WHAT YOU WILL DO
Do not copy the pictures; transcribe all other material exactly.

DATA
* START *

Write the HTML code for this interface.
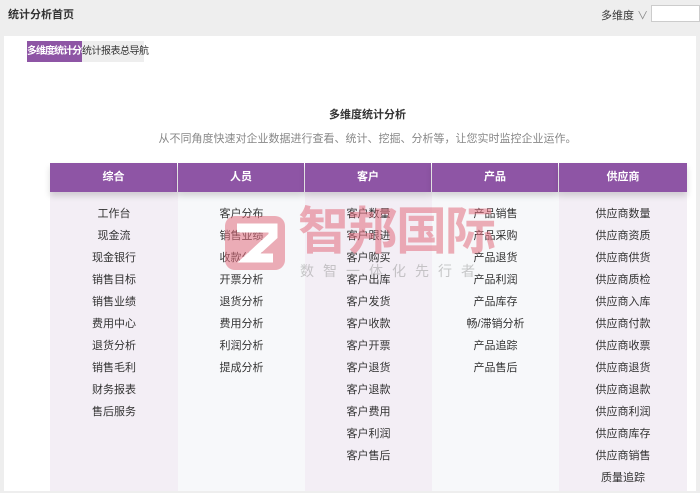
<!DOCTYPE html>
<html><head><meta charset="utf-8"><style>
*{margin:0;padding:0;box-sizing:border-box}
body{width:700px;height:493px;background:#eeeeee;font-family:"Liberation Sans","Noto Sans CJK SC",sans-serif;font-size:11px;color:#333;position:relative;overflow:hidden}
.abs{position:absolute;white-space:nowrap}
.panel{left:4px;top:36px;width:692px;height:455px;background:#fff}
.col{position:absolute;top:192px;height:299px;text-align:center}
.hd{position:absolute;top:163px;height:29px;background:#8e55a5;color:#fff;font-weight:bold;text-align:center;line-height:29px;font-size:11px;box-shadow:0 4px 6px rgba(0,0,0,.15)}
.col div{height:22px;line-height:22px;color:#333}
.items{padding-top:11px}
</style></head><body>
<div class="abs" style="left:8px;top:6px;font-weight:bold;font-size:11px">统计分析首页</div>
<div class="abs" style="left:601px;top:7px;font-size:11px">多维度 <span style="color:#888">∨</span></div>
<div class="abs" style="left:651px;top:5px;width:49px;height:17px;background:#fff;border:1px solid #ccc"></div>
<div class="abs panel"></div>
<div class="abs" style="left:27px;top:41px;width:55px;height:21px;background:#8e55a5;color:#fff;font-weight:bold;line-height:21px;text-align:center;font-size:10px;letter-spacing:-1px">多维度统计分析</div>
<div class="abs" style="left:82px;top:41px;width:62px;height:21px;background:#eee;line-height:21px;text-align:center;font-size:10px;letter-spacing:-0.5px">统计报表总导航</div>
<div class="abs" style="left:0;width:735px;top:106px;text-align:center;font-weight:bold;font-size:11px">多维度统计分析</div>
<div class="abs" style="left:0;width:735px;top:130px;text-align:center;color:#888;font-size:11px">从不同角度快速对企业数据进行查看、统计、挖掘、分析等，让您实时监控企业运作。</div>

<div class="col" style="left:50px;width:128px;background:#f3eef5"><div class="items"><div>工作台</div><div>现金流</div><div>现金银行</div><div>销售目标</div><div>销售业绩</div><div>费用中心</div><div>退货分析</div><div>销售毛利</div><div>财务报表</div><div>售后服务</div></div></div>
<div class="col" style="left:178px;width:127px;background:#f7f8fa"><div class="items"><div>客户分布</div><div>销售业绩</div><div>收款分析</div><div>开票分析</div><div>退货分析</div><div>费用分析</div><div>利润分析</div><div>提成分析</div></div></div>
<div class="col" style="left:305px;width:127px;background:#f3eef5"><div class="items"><div>客户数量</div><div>客户跟进</div><div>客户购买</div><div>客户出库</div><div>客户发货</div><div>客户收款</div><div>客户开票</div><div>客户退货</div><div>客户退款</div><div>客户费用</div><div>客户利润</div><div>客户售后</div></div></div>
<div class="col" style="left:432px;width:127px;background:#f7f8fa"><div class="items"><div>产品销售</div><div>产品采购</div><div>产品退货</div><div>产品利润</div><div>产品库存</div><div>畅/滞销分析</div><div>产品追踪</div><div>产品售后</div></div></div>
<div class="col" style="left:559px;width:128px;background:#f3eef5"><div class="items"><div>供应商数量</div><div>供应商资质</div><div>供应商供货</div><div>供应商质检</div><div>供应商入库</div><div>供应商付款</div><div>供应商收票</div><div>供应商退货</div><div>供应商退款</div><div>供应商利润</div><div>供应商库存</div><div>供应商销售</div><div>质量追踪</div></div></div>

<div class="hd" style="left:50px;width:127px">综合</div>
<div class="hd" style="left:178px;width:126px">人员</div>
<div class="hd" style="left:305px;width:126px">客户</div>
<div class="hd" style="left:432px;width:126px">产品</div>
<div class="hd" style="left:559px;width:128px">供应商</div>

<svg class="abs" style="left:225px;top:216px" width="60" height="54" viewBox="0 0 60 54"><rect x="0" y="0" width="60" height="54" rx="10" fill="rgba(225,110,125,0.55)"/><path d="M12 12H48V20L24 42H48" fill="none" stroke="#fff" stroke-width="9"/></svg>
<div class="abs" style="left:298px;top:204px;font-size:51px;font-weight:bold;color:rgba(225,110,125,0.55);letter-spacing:-2px;line-height:56px">智邦国际</div>
<div class="abs" style="left:300px;top:261px;font-size:14px;color:rgba(150,150,150,0.5);letter-spacing:9px">数智一体化先行者</div>
</body></html>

* END *

TASK RESULT
Write the HTML code for this interface.
<!DOCTYPE html>
<html><head><meta charset="utf-8"><style>
*{margin:0;padding:0;box-sizing:border-box}
body{width:700px;height:493px;background:#eeeeee;font-family:"Liberation Sans","Noto Sans CJK SC",sans-serif;font-size:11px;color:#333;position:relative;overflow:hidden}
.abs{position:absolute;white-space:nowrap}
.panel{left:4px;top:36px;width:692px;height:455px;background:#fff}
.col{position:absolute;top:192px;height:299px;text-align:center}
.hd{position:absolute;top:163px;height:29px;background:#8e55a5;color:#fff;font-weight:bold;text-align:center;line-height:29px;font-size:11px;box-shadow:0 4px 6px rgba(0,0,0,.15)}
.col div{height:22px;line-height:22px;color:#333}
.items{padding-top:11px}
</style></head><body>
<div class="abs" style="left:8px;top:6px;font-weight:bold;font-size:11px">统计分析首页</div>
<div class="abs" style="left:601px;top:7px;font-size:11px">多维度 <span style="color:#888">∨</span></div>
<div class="abs" style="left:651px;top:5px;width:49px;height:17px;background:#fff;border:1px solid #ccc"></div>
<div class="abs panel"></div>
<div class="abs" style="left:27px;top:41px;width:55px;height:21px;background:#8e55a5;color:#fff;font-weight:bold;line-height:21px;text-align:center;font-size:10px;letter-spacing:-1px">多维度统计分析</div>
<div class="abs" style="left:82px;top:41px;width:62px;height:21px;background:#eee;line-height:21px;text-align:center;font-size:10px;letter-spacing:-0.5px">统计报表总导航</div>
<div class="abs" style="left:0;width:735px;top:106px;text-align:center;font-weight:bold;font-size:11px">多维度统计分析</div>
<div class="abs" style="left:0;width:735px;top:130px;text-align:center;color:#888;font-size:11px">从不同角度快速对企业数据进行查看、统计、挖掘、分析等，让您实时监控企业运作。</div>

<div class="col" style="left:50px;width:128px;background:#f3eef5"><div class="items"><div>工作台</div><div>现金流</div><div>现金银行</div><div>销售目标</div><div>销售业绩</div><div>费用中心</div><div>退货分析</div><div>销售毛利</div><div>财务报表</div><div>售后服务</div></div></div>
<div class="col" style="left:178px;width:127px;background:#f7f8fa"><div class="items"><div>客户分布</div><div>销售业绩</div><div>收款分析</div><div>开票分析</div><div>退货分析</div><div>费用分析</div><div>利润分析</div><div>提成分析</div></div></div>
<div class="col" style="left:305px;width:127px;background:#f3eef5"><div class="items"><div>客户数量</div><div>客户跟进</div><div>客户购买</div><div>客户出库</div><div>客户发货</div><div>客户收款</div><div>客户开票</div><div>客户退货</div><div>客户退款</div><div>客户费用</div><div>客户利润</div><div>客户售后</div></div></div>
<div class="col" style="left:432px;width:127px;background:#f7f8fa"><div class="items"><div>产品销售</div><div>产品采购</div><div>产品退货</div><div>产品利润</div><div>产品库存</div><div>畅/滞销分析</div><div>产品追踪</div><div>产品售后</div></div></div>
<div class="col" style="left:559px;width:128px;background:#f3eef5"><div class="items"><div>供应商数量</div><div>供应商资质</div><div>供应商供货</div><div>供应商质检</div><div>供应商入库</div><div>供应商付款</div><div>供应商收票</div><div>供应商退货</div><div>供应商退款</div><div>供应商利润</div><div>供应商库存</div><div>供应商销售</div><div>质量追踪</div></div></div>

<div class="hd" style="left:50px;width:127px">综合</div>
<div class="hd" style="left:178px;width:126px">人员</div>
<div class="hd" style="left:305px;width:126px">客户</div>
<div class="hd" style="left:432px;width:126px">产品</div>
<div class="hd" style="left:559px;width:128px">供应商</div>

<svg class="abs" style="left:225px;top:216px" width="60" height="54" viewBox="0 0 60 54"><rect x="0" y="0" width="60" height="54" rx="10" fill="rgba(225,110,125,0.55)"/><path d="M12 12H48V20L24 42H48" fill="none" stroke="#fff" stroke-width="9"/></svg>
<div class="abs" style="left:298px;top:204px;font-size:51px;font-weight:bold;color:rgba(225,110,125,0.55);letter-spacing:-2px;line-height:56px">智邦国际</div>
<div class="abs" style="left:300px;top:261px;font-size:14px;color:rgba(150,150,150,0.5);letter-spacing:9px">数智一体化先行者</div>
</body></html>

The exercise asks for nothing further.